Historic levels of Democratic dominance

From 1968 through the present day, every North Carolinian elected attorney general has later run for governor — except one, Robert Morgan, who ran for U.S. Senate instead.

They’ve had mixed success. Former Attorneys General Roy Cooper and Mike Easley each became governor and also won reelection. Lacy Thornburg and Rufus Edmisten lost their races for governor. Morgan served only one term in the U.S. Senate, winning in 1974 but then losing his bid for reelection.

The office’s use as a launching pad for higher office in North Carolina has benefited Democrats alone. North Carolina hasn’t elected a Republican to serve as attorney general since Zeb Wasler in 1896. Wilson said that’s the longest streak anywhere in the nation of a single political party dominating a statewide office. North Carolina did have a Republican AG for a few months in 1974, when James Carson was appointed to serve in an interim capacity after Morgan resigned early to focus on his Senate campaign.

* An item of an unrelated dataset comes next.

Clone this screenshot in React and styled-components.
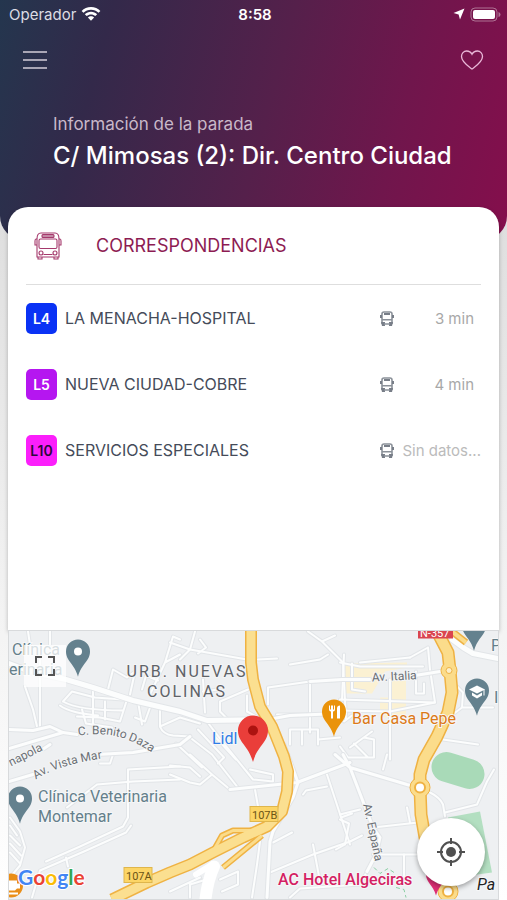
import styled, { createGlobalStyle } from 'styled-components';

const stopLines = [
    { id: 'L4', name: 'LA MENACHA-HOSPITAL', time: '3 min', background: '#0a32f5', color: '#ffffff' },
    { id: 'L5', name: 'NUEVA CIUDAD-COBRE', time: '4 min', background: '#b516f0', color: '#ffffff' },
    { id: 'L10', name: 'SERVICIOS ESPECIALES', time: null, background: '#fb1ffb', color: '#2a0a3c' },
];

// Streets are grouped by width, every group gets a grey casing under the white line
const thinStreets = [
    'M25 687L33 710L37 727',
    'M40 660V727',
    'M28 632L30 645M50 632V645',
    'M63 702C70 706 85 711 123 711M72 692L95 698L123 700M63 702L72 692',
    'M60 706C68 712 80 714 98 716M77 717L100 718L120 722L127 700M93 692V727M105 702V720',
    'M82 710L86 724L112 728',
    'M108 690L113 670L127 678L135 672L130 695M180 640L173 637L165 663L150 695M165 663L180 655M142 690L146 676L158 681',
    'M138 702L142 725M150 708L145 722L135 718',
    'M160 707V727Q163 735 173 736L190 737',
    'M160 727L180 718L200 724',
    'M170 643L190 650L247 660M190 650L195 632M190 650L180 660M200 640L206 648L198 654',
    'M258 660L277 659M290 665L320 660L328 655',
    'M308 632L322 642L343 663L346 720M322 642L335 636',
    'M268 705V688L310 682L350 680M310 682V733M277 715L323 715M290 745V730H318V745M302 730V745',
    'M203 680L205 713M220 702L248 690M220 702V712L226 718M203 692L218 690',
    'M247 696V712L258 718',
    'M323 715L346 714M318 740L340 738',
    'M207 722L213 730L223 743L253 780L273 782V775L250 770',
    'M190 738L212 755L237 787M176 744L202 768',
    'M214 736L236 760M198 730L224 758L218 764',
    'M190 755L212 775L230 790M170 775L190 783L200 785L212 775M170 766L190 768L200 777',
    'M303 795L306 791L327 787M327 775L350 845M270 873L313 855L350 842L362 836',
    'M313 845L320 882M255 790L258 807M341 818L352 814',
    'M273 843L292 833M260 842L257 865L252 898',
    'M190 898V885L213 878M220 880L238 872V885L222 892M170 892L200 878',
    'M97 785L67 808M97 785L133 782L180 780M100 764H110L113 755',
    'M128 770L180 767M128 770V818L123 827L80 847L46 862M66 858L68 867',
    'M131 826L126 833L84 852L40 871L32 898',
    'M10 818L20 832L25 848L20 866L10 878M10 836L20 846M10 844L21 856M10 853L20 864M10 826L17 836',
    'M340 663L360 667L423 667M410 658L428 648M428 648L430 670L435 703L340 700',
    'M344 655L342 700M352 664V690L365 692M410 658L360 663M390 680V760M416 672V694L424 694V684',
    'M340 711L390 712L435 703M340 747L348 758H374V740L364 738M350 748L372 732M354 744L368 758M344 722L352 716',
    'M457 687L463 693L462 708L493 708M450 717L462 708M443 740L478 745',
    'M373 828L418 823M407 808L410 823M373 855L417 855M383 770L387 755M340 815L360 810M340 820L349 824L345 845L336 850',
    'M430 793Q440 798 443 805L445 817M445 813L477 805L487 782L494 770',
    'M404 855V880M290 898L300 889L360 885L367 872',
];

const mainStreets = [
    'M9 730L33 731L50 727L63 733L77 735',
    'M9 749L63 733M9 782L33 775M44 749L50 745',
    'M97 755L133 753L180 745L190 737',
    'M230 790L297 783L350 763',
    'M268 720L290 716L340 714',
    'M284 745L298 783L293 798L273 832L270 842L267 898',
    'M370 680H342L310 682M415 676L440 672',
    'M343 755L350 768L407 785L418 788M335 755L350 768L363 802L373 828L380 838L376 855L367 872',
];

const bigStreets = [
    'M9 664L30 672L66 680L93 688L133 701L180 712L207 721L268 720',
    'M452 640L463 648L473 654L498 659',
];

const motorway = 'M251 628V663L253 680L260 707L272 727L284 757L288 772L287 792L282 812L267 827L243 838L213 853L190 865L170 873L147 883L112 900';
const avenue = 'M435 628L448 653L450 671L452 693L448 713L437 737L424 760L420 775L420 788L421 815L425 838L434 870L448 892';

function Streets({ paths, width }) {
    return (
        <g fill="none" strokeLinejoin="round" strokeLinecap="round">
            {paths.map((d) => <path key={`casing ${d}`} d={d} stroke="#e2e5e8" strokeWidth={width + 2} />)}
            {paths.map((d) => <path key={d} d={d} stroke="#fcfdfd" strokeWidth={width} />)}
        </g>
    );
}

function Pin({ x, y, r = 12, fill = '#64818e', children }) {
    return (
        <g transform={`translate(${x} ${y})`}>
            <path
                d={`M${-r} 0A${r} ${r} 0 1 1 ${r} 0C${r} ${r * 0.8} ${r * 0.3} ${r} 0 ${r * 2.1}C${-r * 0.3} ${r} ${-r} ${r * 0.8} ${-r} 0Z`}
                fill={fill}
            />
            {children}
        </g>
    );
}

function StopMap() {
    return (
        <MapDrawing viewBox="9 631 489 269" preserveAspectRatio="xMidYMid slice" role="img" aria-label="Mapa de la parada">
            <rect x="9" y="631" width="489" height="269" fill="#eef0f2" />
            <path d="M345 664L407 663V668L385 672L372 694H345ZM390 676H406V718H380V698H390Z" fill="#fbf1d3" />
            <rect x="431" y="756" width="54" height="30" rx="15" fill="#a9dab8" transform="rotate(17 458 771)" />
            <path d="M448 818L480 812L492 873L470 876Z" fill="#b3dfc1" />

            <Streets paths={thinStreets} width={2} />
            <Streets paths={mainStreets} width={3} />
            <Streets paths={bigStreets} width={5} />
            <path d="M374 868L380 874L388 869L394 873M396 888L404 890L406 898" fill="none" stroke="#8ccfa5" strokeDasharray="4 3" />

            <g fill="none" strokeLinejoin="round">
                <path d="M213 852L222 836L233 831L262 831M223 868L262 836" stroke="#efb243" strokeWidth="6" />
                <path d={motorway} stroke="#efb243" strokeWidth="12" />
                <path d={avenue} stroke="#efb243" strokeWidth="13" />
                <path d="M447 628L466 643" stroke="#efb243" strokeWidth="7" />
                <circle cx="449" cy="671" r="8" fill="#fbdc8b" stroke="#efb243" />
                <circle cx="420" cy="788" r="10" fill="#fbdc8b" stroke="#efb243" />
                <circle cx="448" cy="892" r="10" fill="#fbdc8b" stroke="#efb243" />
                <path d="M213 852L222 836L233 831L262 831M223 868L262 836" stroke="#fbdc8b" strokeWidth="3" />
                <path d={motorway} stroke="#fbdf90" strokeWidth="9" />
                <path d={avenue} stroke="#fbdc8b" strokeWidth="10" />
                <path d="M447 628L466 643" stroke="#fbdc8b" strokeWidth="4" />
                <circle cx="449" cy="671" r="3" fill="#fbeec8" stroke="#efb243" />
                <circle cx="420" cy="788" r="5" fill="#ffffff" stroke="#efb243" strokeWidth="2" />
                <circle cx="448" cy="892" r="5" fill="#ffffff" stroke="#efb243" strokeWidth="2" />
                <path d="M205 904Q207 882 214 867" stroke="#ffffff" strokeWidth="12" strokeLinecap="round" />
                <path d="M196 875L212 865" stroke="#ffffff" strokeWidth="6" strokeLinecap="round" />
            </g>

            <Pin x={78} y={652}><circle r="4" fill="#ffffff" /></Pin>
            <Pin x={20} y={799}><circle r="4" fill="#ffffff" /></Pin>
            <Pin x={474} y={626} />
            <Pin x={477} y={691}>
                <path d="M-8 -1L0 -5L8 -1L0 3ZM-5 2L0 5L5 2V5L0 8L-5 5Z" fill="#ffffff" />
                <path d="M7 -1V5" stroke="#ffffff" />
            </Pin>
            <Pin x={334} y={712} fill="#ea930a">
                <path d="M-5 -6V-2Q-5 0 -3 0V7H-1V0Q1 0 1 -2V-6H0V-2H-1V-6H-3V-2H-4V-6ZM3 7V-3Q3 -6 6 -6V7Z" fill="#ffffff" />
            </Pin>
            <Pin x={436} y={875} r={10} fill="#dd2f75" />
            <g>
                <circle cx="11" cy="886" r="12" fill="#ea8e17" />
                <path d="M8 881H17V884H20V889H17L15 891H9L8 889ZM7 893H18V895H7Z" fill="#ffffff" />
            </g>

            <rect x="418" y="628" width="35" height="11" fill="#da4550" />
            <ShieldText x="420" y="637" $light>N-357</ShieldText>
            <rect x="124" y="868" width="28" height="15" fill="#fcd566" stroke="#dfb64c" />
            <ShieldText x="126" y="880">107A</ShieldText>
            <rect x="250" y="807" width="28" height="15" fill="#fcd566" stroke="#dfb64c" />
            <ShieldText x="252" y="819">107B</ShieldText>

            <DistrictText x="187" y="677">URB. NUEVAS</DistrictText>
            <DistrictText x="187" y="697">COLINAS</DistrictText>

            <path id="benito-daza" d="M78 736Q110 732 129 741Q143 746 165 762" fill="none" />
            <StreetText><textPath href="#benito-daza">C. Benito Daza</textPath></StreetText>
            <path id="vista-mar" d="M36 780Q56 766 102 759" fill="none" />
            <StreetText><textPath href="#vista-mar">Av. Vista Mar</textPath></StreetText>
            <StreetText transform="translate(11 767) rotate(-27)">napola</StreetText>
            <StreetText transform="translate(372 682) rotate(-3)">Av. Italia</StreetText>
            <StreetText transform="translate(363 805) rotate(78)">Av. España</StreetText>

            <PlaceText x="12" y="655">Clínica</PlaceText>
            <PlaceText x="9" y="675">erinaria</PlaceText>
            <PlaceText x="38" y="802">Clínica Veterinaria</PlaceText>
            <PlaceText x="38" y="822">Montemar</PlaceText>
            <PlaceText x="491" y="651">P</PlaceText>
            <PlaceText x="494" y="703">I</PlaceText>
            <PlaceText x="352" y="724" $color="#dc7a18">Bar Casa Pepe</PlaceText>
            <PlaceText x="212" y="744" $color="#2f7de6">Lidl</PlaceText>
            <PlaceText x="278" y="885" $color="#d41f63" fontWeight="500">AC Hotel Algeciras</PlaceText>
            <PlaceText x="477" y="890" $color="#222222" fontStyle="italic">Pa</PlaceText>

            <Pin x={253} y={731} r={15} fill="#ea3e3a"><circle r="5" fill="#ac1310" /></Pin>

            <GoogleText x="18" y="885">
                <tspan fill="#4285f4">G</tspan>
                <tspan fill="#ea4335">o</tspan>
                <tspan fill="#fbbc05">o</tspan>
                <tspan fill="#4285f4">g</tspan>
                <tspan fill="#34a853">l</tspan>
                <tspan fill="#ea4335">e</tspan>
            </GoogleText>
        </MapDrawing>
    );
}

function WifiIcon() {
    return (
        <svg width="20" height="15" viewBox="0 0 20 15" fill="#ffffff" aria-hidden="true">
            <path d="M10 0C6.300 0 3 1.400 .6 3.900L2.500 5.800C4.500 3.800 7.100 2.700 10 2.700S15.500 3.800 17.500 5.800L19.400 3.900C17 1.400 13.700 0 10 0Z" />
            <path d="M10 4.700C7.600 4.700 5.400 5.600 3.800 7.200L5.700 9.100C6.900 8 8.400 7.400 10 7.400S13.100 8 14.300 9.100L16.200 7.200C14.600 5.600 12.400 4.700 10 4.700Z" />
            <path d="M10 9.300C8.800 9.300 7.700 9.800 6.900 10.500L10 13.800L13.100 10.500C12.300 9.800 11.200 9.300 10 9.300Z" />
        </svg>
    );
}

function BatteryIcon() {
    return (
        <svg width="31" height="15" viewBox="0 0 31 15" aria-hidden="true">
            <rect x="1" y="1" width="26" height="13" rx="4" fill="none" stroke="#ffffff" strokeOpacity="0.4" />
            <rect x="3" y="3" width="22" height="9" rx="2" fill="#ffffff" />
            <path d="M28.500 5V10Q30.500 9.500 30.500 7.500T28.500 5Z" fill="#ffffff" fillOpacity="0.4" />
        </svg>
    );
}

function BusOutlineIcon() {
    return (
        <svg width="28" height="28" viewBox="0 0 28 28" fill="none" stroke="#a5396c" strokeWidth="1.100" aria-hidden="true">
            <path d="M3 25V7Q3 1 7 1H21Q25 1 25 7V25Z" />
            <path d="M3 7H2Q1 7 1 9V13H3M25 7H26Q27 7 27 9V13H25" />
            <rect x="8" y="2.500" width="12" height="3" rx="1" fill="#c48ba6" />
            <rect x="5" y="7" width="18" height="9.500" rx="1.500" />
            <circle cx="7" cy="21" r="2" />
            <circle cx="21" cy="21" r="2" />
            <path d="M9.500 22.500H18.500M4 25V27H8V25M20 25V27H24V25" />
        </svg>
    );
}

function BusIcon() {
    return (
        <svg width="14" height="15" viewBox="0 0 14 15" aria-hidden="true">
            <path d="M2 13V3Q2 1 4 1H10Q12 1 12 3V13" fill="none" stroke="#8b9199" strokeWidth="1.600" />
            <path d="M4 2H10V4H4ZM0 4H2V7H0ZM12 4H14V7H12ZM1 11H5V15H2ZM9 11H13L12 15H9Z" fill="#787e88" />
            <path d="M2 8.800H12M4 13H10" stroke="#8b9199" strokeWidth="1.400" />
        </svg>
    );
}

function LineRow({ line }) {
    return (
        <Row>
            <LineBadge $background={line.background} $color={line.color}>{line.id}</LineBadge>
            <LineName>{line.name}</LineName>
            <BusIcon />
            <ArrivalTime $empty={!line.time}>{line.time || 'Sin datos...'}</ArrivalTime>
        </Row>
    );
}

function App() {
    return (
        <>
            <GlobalStyle />
            <Page>
                <Header>
                    <StatusBar>
                        <StatusGroup>Operador <WifiIcon /></StatusGroup>
                        <Clock>8:58</Clock>
                        <StatusGroup $end>
                            <svg width="12" height="12" viewBox="0 0 12 12" fill="#ffffff" aria-hidden="true">
                                <path d="M11.500 .5L7 11.500L5.600 6.400L.5 5Z" />
                            </svg>
                            <BatteryIcon />
                        </StatusGroup>
                    </StatusBar>
                    <Toolbar>
                        <IconButton type="button" aria-label="Menú">
                            <svg width="24" height="20" viewBox="0 0 24 20" stroke="#d3cdd8" strokeWidth="1.300">
                                <path d="M0 2H24M0 10H24M0 18H24" />
                            </svg>
                        </IconButton>
                        <IconButton type="button" aria-label="Favorito">
                            <svg width="24" height="20" viewBox="0 0 24 20" fill="none" stroke="#eab8d8" strokeWidth="1.300">
                                <path d="M12 19C8 16 1.500 12 1.500 6.500C1.500 3.500 3.700 1 6.600 1C9 1 11 2.300 12 4.300C13 2.300 15 1 17.400 1C20.300 1 22.500 3.500 22.500 6.500C22.500 12 16 16 12 19Z" />
                            </svg>
                        </IconButton>
                    </Toolbar>
                    <StopInfo>
                        <StopLabel>Información de la parada</StopLabel>
                        <StopName>C/ Mimosas (2): Dir. Centro Ciudad</StopName>
                    </StopInfo>
                </Header>
                <Card>
                    <CardHeader>
                        <BusOutlineIcon />
                        <CardTitle>CORRESPONDENCIAS</CardTitle>
                    </CardHeader>
                    <Rows>
                        {stopLines.map((line) => <LineRow key={line.id} line={line} />)}
                    </Rows>
                </Card>
                <MapContainer>
                    <StopMap />
                    <FullscreenButton type="button" aria-label="Pantalla completa">
                        <svg width="20" height="20" viewBox="0 0 20 20" fill="none" stroke="#555555" strokeWidth="2">
                            <path d="M1 7V1H7M13 1H19V7M19 13V19H13M7 19H1V13" />
                        </svg>
                    </FullscreenButton>
                    <LocateButton type="button" aria-label="Mi ubicación">
                        <svg width="28" height="28" viewBox="0 0 28 28" fill="none" stroke="#505050" strokeWidth="2">
                            <circle cx="14" cy="14" r="10" />
                            <circle cx="14" cy="14" r="5" fill="#505050" stroke="none" />
                            <path d="M14 0V6M14 22V28M0 14H6M22 14H28" />
                        </svg>
                    </LocateButton>
                </MapContainer>
            </Page>
        </>
    );
}

export default App;

const GlobalStyle = createGlobalStyle`
    * {
        box-sizing: border-box;
    }

    body {
        margin: 0;
        font-family: Inter, "Liberation Sans", sans-serif;
    }

    button {
        padding: 0;
        border: 0;
        cursor: pointer;
    }
`;

const Page = styled.div`
    display: flex;
    flex-direction: column;
    min-height: 100vh;
    background: linear-gradient(#dfdfdf 25%, #f3f3f3 68%, #ffffff);
`;

const Header = styled.header`
    padding-bottom: 68px;
    border-radius: 0 0 24px 24px;
    background: linear-gradient(105deg, #24364e 0%, #33294a 20%, #55204b 52%, #70164c 76%, #850e4c 100%);
    color: #ffffff;
`;

const StatusBar = styled.div`
    display: grid;
    grid-template-columns: 1fr auto 1fr;
    align-items: center;
    height: 28px;
    padding: 0 6px 0 9px;
    font-size: 15px;
`;

const StatusGroup = styled.div`
    display: flex;
    align-items: center;
    justify-content: ${({ $end }) => ($end ? 'flex-end' : 'flex-start')};
    gap: 5px;
    color: #dcdde4;
`;

const Clock = styled.time`
    font-weight: 600;
`;

const Toolbar = styled.nav`
    display: flex;
    justify-content: space-between;
    padding: 16px 19px 0;
`;

const IconButton = styled.button`
    display: grid;
    place-items: center;
    width: 32px;
    height: 32px;
    background: none;
`;

const StopInfo = styled.div`
    padding: 36px 16px 0 53px;
`;

const StopLabel = styled.p`
    margin: 0;
    font-size: 17px;
    line-height: 24px;
    color: #c9b8c9;
`;

const StopName = styled.h1`
    margin: 4px 0 0;
    font-size: 24px;
    font-weight: 500;
    line-height: 32px;
`;

const Card = styled.section`
    flex: 1;
    margin: -33px 8px 0;
    padding: 0 18px;
    border-radius: 20px 20px 0 0;
    background: #ffffff;
    box-shadow: 0 2px 4px rgba(0, 0, 0, 0.25);
`;

const CardHeader = styled.div`
    display: flex;
    align-items: center;
    gap: 34px;
    height: 78px;
    padding-left: 8px;
    border-bottom: 1px solid #dedede;
`;

const CardTitle = styled.h2`
    margin: 0;
    font-size: 18px;
    font-weight: 400;
    color: #8d1c53;
`;

const Rows = styled.ul`
    margin: 0;
    padding: 0;
    list-style: none;
`;

const Row = styled.li`
    display: grid;
    grid-template-columns: 31px 1fr 14px 87px;
    align-items: center;
    height: 66px;
`;

const LineBadge = styled.span`
    display: grid;
    place-items: center;
    height: 31px;
    border-radius: 5px;
    background: ${({ $background }) => $background};
    color: ${({ $color }) => $color};
    font-size: 14px;
    font-weight: 600;
`;

const LineName = styled.span`
    padding-left: 8px;
    font-size: 16px;
    color: #454b59;
`;

const ArrivalTime = styled.span`
    padding-right: ${({ $empty }) => ($empty ? '0' : '7px')};
    font-size: 15px;
    color: ${({ $empty }) => ($empty ? '#bbbbbb' : '#a8a8a8')};
    text-align: right;
    white-space: nowrap;
`;

const MapContainer = styled.section`
    position: relative;
    height: 270px;
    margin: 0 8px;
    border: 1px solid #d8dadc;
    overflow: hidden;
`;

const MapDrawing = styled.svg`
    display: block;
    width: 100%;
    height: 100%;
    font-family: Roboto, "Liberation Sans", sans-serif;
`;

const ShieldText = styled.text`
    font-size: 11px;
    fill: ${({ $light }) => ($light ? '#ffffff' : '#6b5416')};
`;

const DistrictText = styled.text`
    font-size: 16px;
    letter-spacing: 2px;
    text-anchor: middle;
    fill: #5f6368;
    stroke: #f4f5f6;
    stroke-width: 2px;
    paint-order: stroke;
`;

const StreetText = styled.text`
    font-size: 12px;
    fill: #6b7075;
    stroke: #f4f5f6;
    stroke-width: 2px;
    paint-order: stroke;
`;

const PlaceText = styled.text`
    font-size: 16px;
    fill: ${({ $color }) => $color || '#647f8b'};
    stroke: #f6f7f8;
    stroke-width: 2px;
    paint-order: stroke;
`;

const GoogleText = styled.text`
    font-family: Lato, "Liberation Sans", sans-serif;
    font-size: 21px;
    font-weight: 700;
    stroke: #ffffff;
    stroke-width: 2px;
    paint-order: stroke;
`;

const FullscreenButton = styled.button`
    position: absolute;
    top: 14px;
    left: 15px;
    display: grid;
    place-items: center;
    width: 42px;
    height: 42px;
    background: rgba(255, 255, 255, 0.75);
`;

const LocateButton = styled.button`
    position: absolute;
    right: 13px;
    bottom: 13px;
    display: grid;
    place-items: center;
    width: 68px;
    height: 68px;
    border-radius: 50%;
    background: #ffffff;
    box-shadow: 0 2px 5px rgba(0, 0, 0, 0.35);
`;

For years the North Carolina Republican Party competed for the office halfheartedly, if at all. In 2012 even as voters elected a Republican governor in Pat McCrory by a broad, double-digit margin, the GOP didn’t even bother running a candidate against Cooper for attorney general. Neither did any other political party. Cooper won reelection with 100% of the vote — and in the next election would unseat McCrory to become governor.

Since then Republicans have put a renewed focus on winning the office. And they’ve nearly succeeded in breaking the Democrats’ historic streak. Stein’s victories in 2016 and 2020 both came by razor-thin margins of less than 1% of the vote.

Kondik said whoever becomes the next attorney general could well have a long future in state or national leadership. Bishop is 59. Deberry is 54. Jackson is 41.

"The old joke is that ‘AG’ stands for ‘aspiring governor,’” he said before making reference to Bishop or Jackson. “I could see either of them running for governor in the near future, if they win this race."